THE TASK: Repeat what the lines below say, word for word, and skip every image.

= = = = = = =

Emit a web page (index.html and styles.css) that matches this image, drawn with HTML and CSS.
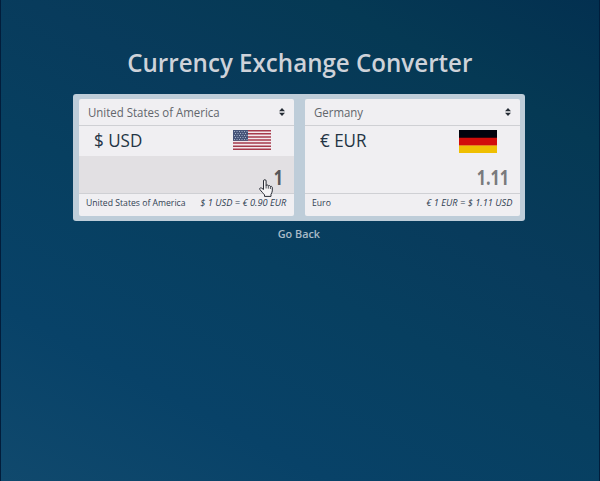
FILE: index.html
```html
<!DOCTYPE html>
<html lang="en">
<head>
<meta charset="utf-8">
<title>Currency Exchange Converter</title>
<link rel="stylesheet" href="styles.css">
</head>
<body>
<main class="page">
  <h1 class="title">Currency Exchange Converter</h1>
  <section class="panel">
    <article class="card">
      <div class="select"><span>United States of America</span>
        <svg class="caret" viewBox="0 0 6 8"><path d="M3 0 6 3.300H0zM3 8 0 4.700h6z"/></svg>
      </div>
      <div class="currency"><span class="code">$ USD</span>
        <svg class="flag flag-us" viewBox="0 0 38 20" preserveAspectRatio="none">
          <path fill="#f3e9ed" d="M0 0h38v20H0z"/>
          <path stroke="#a63a4c" stroke-width="1.54" d="M0 .77h38M0 3.85h38M0 6.92h38M0 10h38M0 13.08h38M0 16.15h38M0 19.23h38"/>
          <path fill="#465479" d="M0 0h15v10.8H0z"/>
          <path stroke="#aebbd0" stroke-width=".9" stroke-dasharray="1 1.5" d="M1 1.5h13.500M2 3.500h12.500M1 5.500h13.500M2 7.500h12.500M1 9.500h13.500"/>
        </svg>
      </div>
      <div class="amount active"><span>1</span>
        <svg class="pointer" viewBox="0 0 14 18"><path fill="#f4f3f5" stroke="#292c35" stroke-linejoin="round" d="M4.500 10.500V2a1.300 1.300 0 0 1 2.600 0v4.500c.6-.9 2-.7 2.200.4.700-.7 1.900-.4 2.100.6.800-.4 1.900 0 1.900 1.100v3.300c0 1.600-.9 2.200-1.300 3.400v2.100H5.500v-1.500C4.500 14.500 2.200 12.300.9 10.500c-.8-1.400.8-2.200 1.800-1.300z"/><path fill="none" stroke="#292c35" stroke-width=".8" d="M7.100 6v3.500M9.300 7v2.700M11.400 7.600v2.400"/></svg>
      </div>
      <div class="foot"><span>United States of America</span><em>$ 1 USD = € 0.90 EUR</em></div>
    </article>
    <article class="card">
      <div class="select"><span>Germany</span>
        <svg class="caret" viewBox="0 0 6 8"><path d="M3 0 6 3.300H0zM3 8 0 4.700h6z"/></svg>
      </div>
      <div class="currency"><span class="code">€ EUR</span>
        <svg class="flag flag-de" viewBox="0 0 38 23" preserveAspectRatio="none"><path fill="#02030d" d="M0 0h38v8H0z"/><path fill="#d20d0b" d="M0 7.700h38v8H0z"/><path fill="#efbf02" d="M0 15.400h38V23H0z"/></svg>
      </div>
      <div class="amount"><span>1.11</span></div>
      <div class="foot"><span>Euro</span><em>€ 1 EUR = $ 1.11 USD</em></div>
    </article>
  </section>
  <a class="back">Go Back</a>
</main>
</body>
</html>
```
FILE: styles.css
```css
* { box-sizing: border-box; }
body {
  margin: 0;
  font-family: "Open Sans", "Noto Sans", sans-serif;
}
.page {
  height: 481px;
  padding: 46px 2px 0 0;
  display: flex;
  flex-direction: column;
  align-items: center;
  border: solid #021d3b;
  border-width: 0 1px;
  background: linear-gradient(28deg, #10496d 0%, #084268 22%, #073f60 45%, #083b5c 62%, #053954 82%, #033050 100%);
}
.title {
  margin: 0 0 0 1px;
  height: 48px;
  font-size: 25px;
  font-weight: 600;
  line-height: 33px;
  white-space: nowrap;
  color: #ced2d9;
  transform: scaleX(.965);
}
.panel {
  width: 452px;
  height: 127px;
  padding: 5px 5px 5px 6px;
  display: grid;
  grid-template-columns: 215px 215px;
  gap: 11px;
  border-radius: 3px;
  background: #becdd9;
}
.card {
  display: grid;
  grid-template-rows: 27px 30px 38px 22px;
  border-radius: 2px;
  background: #f0eff2;
}
.select {
  display: flex;
  justify-content: space-between;
  align-items: center;
  padding: 0 9px;
  border-bottom: 1px solid #cfd0d4;
  font-size: 12.3px;
  color: #62666c;
}
.select span, .code, .foot span {
  transform: scaleX(.93);
  transform-origin: left;
}
.caret { width: 6px; height: 8px; fill: #252c35; }
.currency {
  display: flex;
  justify-content: space-between;
  padding: 0 23px 0 15px;
}
.currency .code {
  font-size: 18.5px;
  line-height: 28px;
  color: #233444;
  transform: scaleX(.92);
}
.flag { width: 38px; margin-top: 4px; }
.flag-us { height: 20px; }
.flag-de { height: 23px; }
.amount {
  position: relative;
  padding-right: 11px;
  border-bottom: 1px solid #cfd0d4;
  font-size: 21px;
  font-weight: 700;
  line-height: 42px;
  text-align: right;
  color: #797a7d;
}
.amount span {
  display: inline-block;
  transform: scaleX(.77);
  transform-origin: right;
}
.active { background: #e2e0e3; color: #57575a; }
.pointer {
  position: absolute;
  left: 180px;
  top: 23px;
  width: 14px;
  height: 18px;
}
.foot {
  display: flex;
  justify-content: space-between;
  padding: 0 8px 0 7px;
  font-size: 9.5px;
  line-height: 18px;
  white-space: nowrap;
  color: #304153;
}
.foot span { transform: scaleX(.91); }
.foot em {
  transform: scaleX(.975);
  transform-origin: right;
}
.back {
  margin-top: 4px;
  font-size: 11.2px;
  font-weight: 600;
  line-height: 17px;
  color: #a9bbc8;
  transform: scaleX(.97);
}
```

= = = = = = =

SOLUTION BELOW:
Emit a web page (index.html and styles.css) that matches this image, drawn with HTML and CSS.
FILE: index.html
```html
<!DOCTYPE html>
<html lang="en">
<head>
<meta charset="utf-8">
<title>Currency Exchange Converter</title>
<link rel="stylesheet" href="styles.css">
</head>
<body>
<main class="page">
  <h1 class="title">Currency Exchange Converter</h1>
  <section class="panel">
    <article class="card">
      <div class="select"><span>United States of America</span>
        <svg class="caret" viewBox="0 0 6 8"><path d="M3 0 6 3.300H0zM3 8 0 4.700h6z"/></svg>
      </div>
      <div class="currency"><span class="code">$ USD</span>
        <svg class="flag flag-us" viewBox="0 0 38 20" preserveAspectRatio="none">
          <path fill="#f3e9ed" d="M0 0h38v20H0z"/>
          <path stroke="#a63a4c" stroke-width="1.54" d="M0 .77h38M0 3.85h38M0 6.92h38M0 10h38M0 13.08h38M0 16.15h38M0 19.23h38"/>
          <path fill="#465479" d="M0 0h15v10.8H0z"/>
          <path stroke="#aebbd0" stroke-width=".9" stroke-dasharray="1 1.5" d="M1 1.5h13.500M2 3.500h12.500M1 5.500h13.500M2 7.500h12.500M1 9.500h13.500"/>
        </svg>
      </div>
      <div class="amount active"><span>1</span>
        <svg class="pointer" viewBox="0 0 14 18"><path fill="#f4f3f5" stroke="#292c35" stroke-linejoin="round" d="M4.500 10.500V2a1.300 1.300 0 0 1 2.600 0v4.500c.6-.9 2-.7 2.200.4.700-.7 1.900-.4 2.100.6.800-.4 1.900 0 1.900 1.100v3.300c0 1.600-.9 2.200-1.300 3.400v2.100H5.500v-1.500C4.500 14.500 2.200 12.300.9 10.500c-.8-1.400.8-2.200 1.800-1.300z"/><path fill="none" stroke="#292c35" stroke-width=".8" d="M7.100 6v3.500M9.300 7v2.700M11.400 7.600v2.400"/></svg>
      </div>
      <div class="foot"><span>United States of America</span><em>$ 1 USD = € 0.90 EUR</em></div>
    </article>
    <article class="card">
      <div class="select"><span>Germany</span>
        <svg class="caret" viewBox="0 0 6 8"><path d="M3 0 6 3.300H0zM3 8 0 4.700h6z"/></svg>
      </div>
      <div class="currency"><span class="code">€ EUR</span>
        <svg class="flag flag-de" viewBox="0 0 38 23" preserveAspectRatio="none"><path fill="#02030d" d="M0 0h38v8H0z"/><path fill="#d20d0b" d="M0 7.700h38v8H0z"/><path fill="#efbf02" d="M0 15.400h38V23H0z"/></svg>
      </div>
      <div class="amount"><span>1.11</span></div>
      <div class="foot"><span>Euro</span><em>€ 1 EUR = $ 1.11 USD</em></div>
    </article>
  </section>
  <a class="back">Go Back</a>
</main>
</body>
</html>
```
FILE: styles.css
```css
* { box-sizing: border-box; }
body {
  margin: 0;
  font-family: "Open Sans", "Noto Sans", sans-serif;
}
.page {
  height: 481px;
  padding: 46px 2px 0 0;
  display: flex;
  flex-direction: column;
  align-items: center;
  border: solid #021d3b;
  border-width: 0 1px;
  background: linear-gradient(28deg, #10496d 0%, #084268 22%, #073f60 45%, #083b5c 62%, #053954 82%, #033050 100%);
}
.title {
  margin: 0 0 0 1px;
  height: 48px;
  font-size: 25px;
  font-weight: 600;
  line-height: 33px;
  white-space: nowrap;
  color: #ced2d9;
  transform: scaleX(.965);
}
.panel {
  width: 452px;
  height: 127px;
  padding: 5px 5px 5px 6px;
  display: grid;
  grid-template-columns: 215px 215px;
  gap: 11px;
  border-radius: 3px;
  background: #becdd9;
}
.card {
  display: grid;
  grid-template-rows: 27px 30px 38px 22px;
  border-radius: 2px;
  background: #f0eff2;
}
.select {
  display: flex;
  justify-content: space-between;
  align-items: center;
  padding: 0 9px;
  border-bottom: 1px solid #cfd0d4;
  font-size: 12.3px;
  color: #62666c;
}
.select span, .code, .foot span {
  transform: scaleX(.93);
  transform-origin: left;
}
.caret { width: 6px; height: 8px; fill: #252c35; }
.currency {
  display: flex;
  justify-content: space-between;
  padding: 0 23px 0 15px;
}
.currency .code {
  font-size: 18.5px;
  line-height: 28px;
  color: #233444;
  transform: scaleX(.92);
}
.flag { width: 38px; margin-top: 4px; }
.flag-us { height: 20px; }
.flag-de { height: 23px; }
.amount {
  position: relative;
  padding-right: 11px;
  border-bottom: 1px solid #cfd0d4;
  font-size: 21px;
  font-weight: 700;
  line-height: 42px;
  text-align: right;
  color: #797a7d;
}
.amount span {
  display: inline-block;
  transform: scaleX(.77);
  transform-origin: right;
}
.active { background: #e2e0e3; color: #57575a; }
.pointer {
  position: absolute;
  left: 180px;
  top: 23px;
  width: 14px;
  height: 18px;
}
.foot {
  display: flex;
  justify-content: space-between;
  padding: 0 8px 0 7px;
  font-size: 9.5px;
  line-height: 18px;
  white-space: nowrap;
  color: #304153;
}
.foot span { transform: scaleX(.91); }
.foot em {
  transform: scaleX(.975);
  transform-origin: right;
}
.back {
  margin-top: 4px;
  font-size: 11.2px;
  font-weight: 600;
  line-height: 17px;
  color: #a9bbc8;
  transform: scaleX(.97);
}
```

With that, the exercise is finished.